How fast can you ship them to the states? Looking forward to tasting them, so if you can get them here while they're still warm it would be greatly appreciated! lol They look fantastic. Now, if I can only talk my wife into trying to prepare them. Great Job!

Mary Craig from New York on September 27, 2012:

Your recipes are so interesting and many are new to us! What great ideas and suggestions for us to try. I love the way you write your hubs with the historical background before you give the recipe!

Voted up, useful, and awesome.

ignugent17 on September 27, 2012:

Hi Michelle,

This recipe looks like our fresh lumpia in the Philippines and I really loved it. Thanks for sharing the version of your grandmother. It looks very delicious.

Voted up and more and more! :-)

Mary Hyatt from Florida on September 27, 2012:

I never heard of tapioca flour....this looks good and reminds me of the American roll ups that we all love. Sounds like a challenging recipe, but one I'd be willing to try

I voted this UP, etc., will share, Pin to my recipe board and Tweet.

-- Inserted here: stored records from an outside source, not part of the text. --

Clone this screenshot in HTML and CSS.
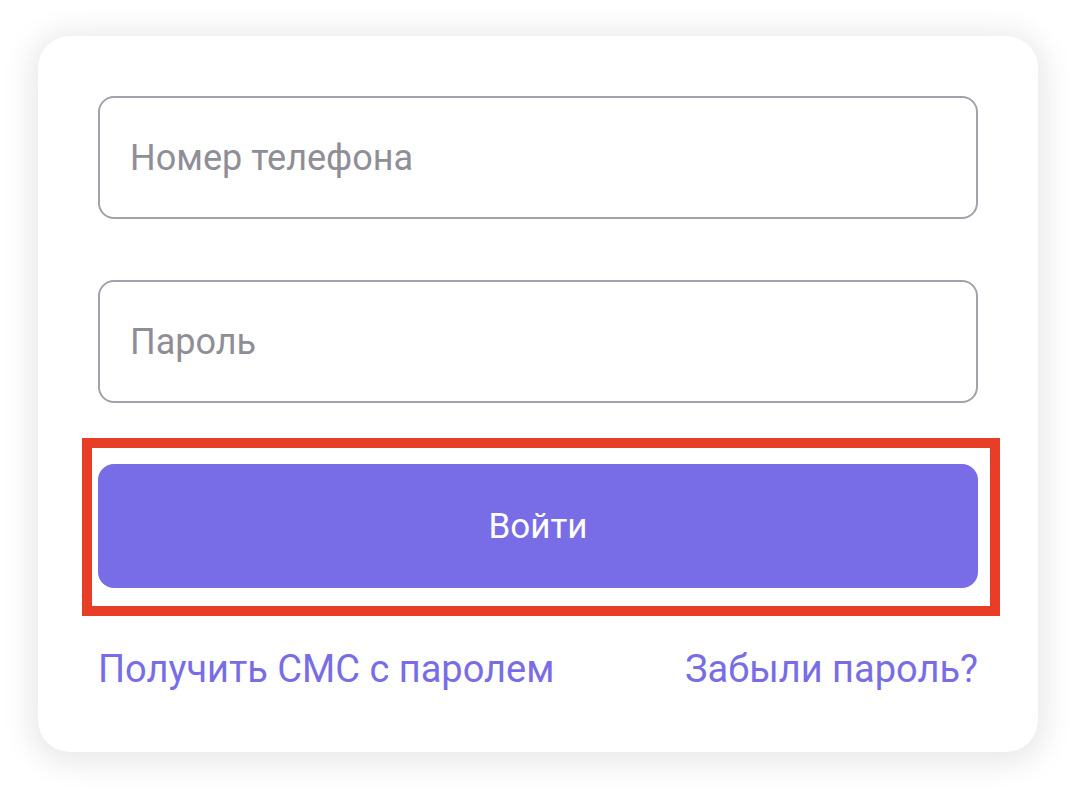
FILE: index.html
```html
<!DOCTYPE html>
<html lang="ru">
<head>
<meta charset="utf-8">
<link rel="stylesheet" href="styles.css">
<title>Вход</title>
</head>
<body>
<div class="card">
  <div class="field"><span class="placeholder">Номер телефона</span></div>
  <div class="field"><span class="placeholder">Пароль</span></div>
  <div class="btn-wrap">
    <button class="btn">Войти</button>
    <div class="highlight"></div>
  </div>
  <div class="links">
    <a class="link">Получить СМС с паролем</a>
    <a class="link">Забыли пароль?</a>
  </div>
</div>
</body>
</html>
```
FILE: styles.css
```css
html, body {
  margin: 0;
  padding: 0;
  background: #ffffff;
  font-family: Roboto, "Noto Sans", sans-serif;
}
body {
  width: 1074px;
  height: 802px;
  overflow: hidden;
}
.card {
  box-sizing: border-box;
  margin: 36px 0 0 38px;
  width: 1000px;
  height: 716px;
  padding: 60px 60px 0 60px;
  background: #fff;
  border-radius: 32px;
  box-shadow: 0 4px 30px 8px rgba(0, 0, 0, 0.09);
  display: flex;
  flex-direction: column;
}
.field {
  box-sizing: border-box;
  height: 123px;
  border: 2px solid #a3a1ab;
  border-radius: 16px;
  display: flex;
  align-items: center;
  padding-left: 30px;
  margin-bottom: 61px;
}
.placeholder {
  font-size: 36px;
  color: #8f8e96;
}
.btn-wrap {
  position: relative;
}
.btn {
  display: block;
  width: 100%;
  height: 124px;
  border: none;
  border-radius: 16px;
  background: #786de6;
  color: #fff;
  font-family: Roboto, "Noto Sans", sans-serif;
  font-size: 35px;
  padding: 0;
}
.highlight {
  position: absolute;
  left: -16px;
  top: -26px;
  right: -22px;
  bottom: -28px;
  border: 10px solid #e83d27;
}
.links {
  margin-top: 59px;
  display: flex;
  justify-content: space-between;
}
.link {
  font-size: 38px;
  color: #786de6;
  line-height: normal;
}
```
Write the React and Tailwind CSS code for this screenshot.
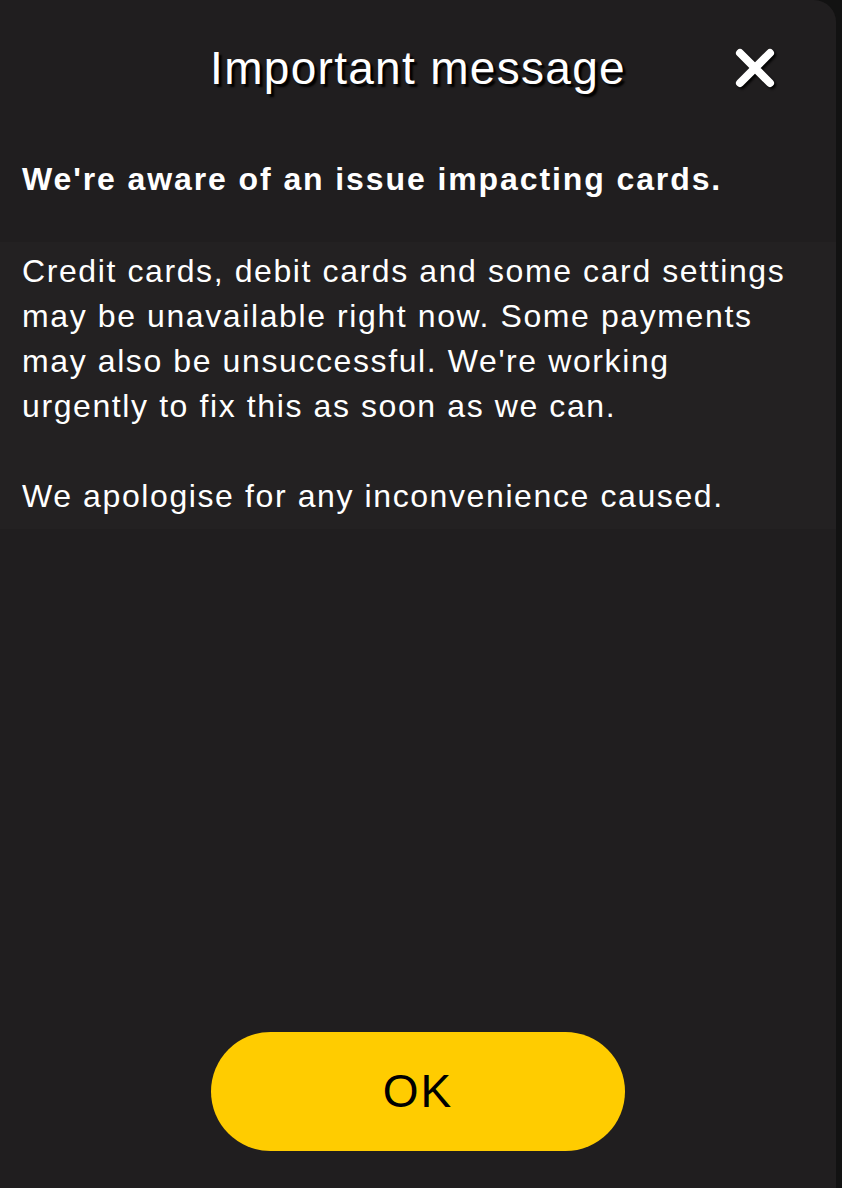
import React from 'react';

const FONT = { fontFamily: '"Liberation Sans", Arial, sans-serif' };

function CloseIcon() {
  return (
    <svg width="42" height="42" viewBox="0 0 42 42" className="drop-shadow-[2px_2px_1px_rgba(0,0,0,0.9)]">
      <path d="M6 6 L36 36 M36 6 L6 36" stroke="#ffffff" strokeWidth="8" strokeLinecap="round" />
    </svg>
  );
}

export default function App() {
  return (
    <div className="w-[842px] h-[1188px] bg-[#121212] flex" style={FONT}>
      <div className="w-[836px] h-full bg-[#201e1f] rounded-tr-[22px] flex flex-col">
        <div className="relative flex items-center justify-center pt-[36px] h-[100px]">
          <h1 className="text-[46px] leading-none tracking-[1.3px] text-white [text-shadow:3px_3px_2px_#000]">
            Important message
          </h1>
          <button className="absolute right-[60px] top-[47px]">
            <CloseIcon />
          </button>
        </div>

        <div className="pt-[57px] text-white">
          <p className="px-[22px] text-[32px] font-bold leading-[44px] tracking-[1.9px]">
            We're aware of an issue impacting cards.
          </p>
          <div className="mt-[41px] pt-[7px] text-[32px] leading-[45px] tracking-[1.6px] bg-[#232122] px-[22px]">
            <p className="max-w-[772px]">
              Credit cards, debit cards and some card settings may be unavailable right now. Some payments
              may also be unsuccessful. We're working urgently to fix this as soon as we can.
            </p>
            <p className="mt-[45px] pb-[10px]">We apologise for any inconvenience caused.</p>
          </div>
        </div>

        <div className="mt-auto flex justify-center pb-[37px]">
          <button className="w-[414px] h-[119px] rounded-full bg-[#ffcc00] text-black text-[46px] tracking-[2px]">
            OK
          </button>
        </div>
      </div>
    </div>
  );
}
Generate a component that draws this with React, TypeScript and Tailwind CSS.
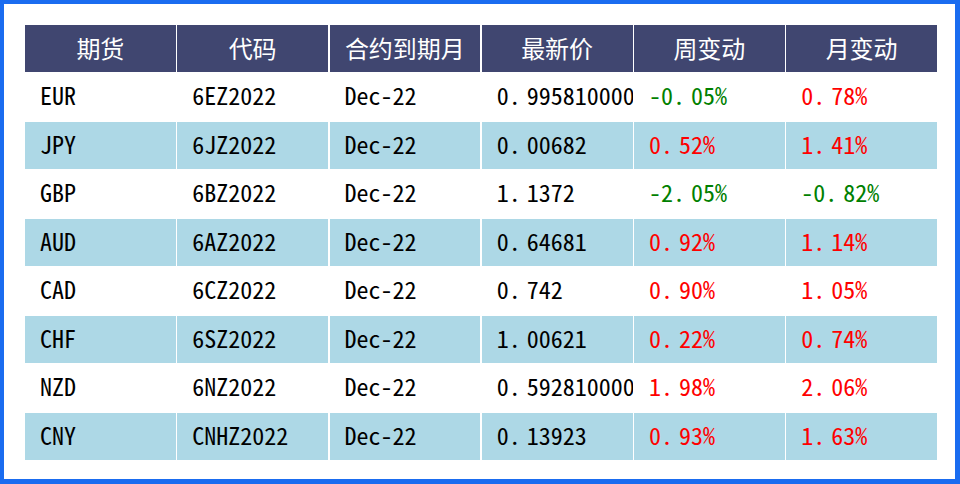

Michelle Liew (author) from Singapore on September 27, 2012:

Thanks, Janine! Yes, it was made for many, but this particular write feeds 6. A little bit of work, but enjoyable once it's made! My grandmother and the rest of us really loved making these together. Thanks for coming by, my friend!

Janine Huldie from New York, New York on September 27, 2012:

Michelle, thank you for sharing another of your grandmother's recipes here with us. It sounds like this was made for many a party and loved how you painted that picture for us here. I can totally relate to this in the sense of seeing a certain recipe and thinking of my grandmother too and it conjuring up happy memories for me as well. Lovely job here and have of course voted, shared and tweeted as always!!

Michelle Liew (author) from Singapore on September 27, 2012:

On Poh Piah, my grandmother's Peranakan spring roll recipe.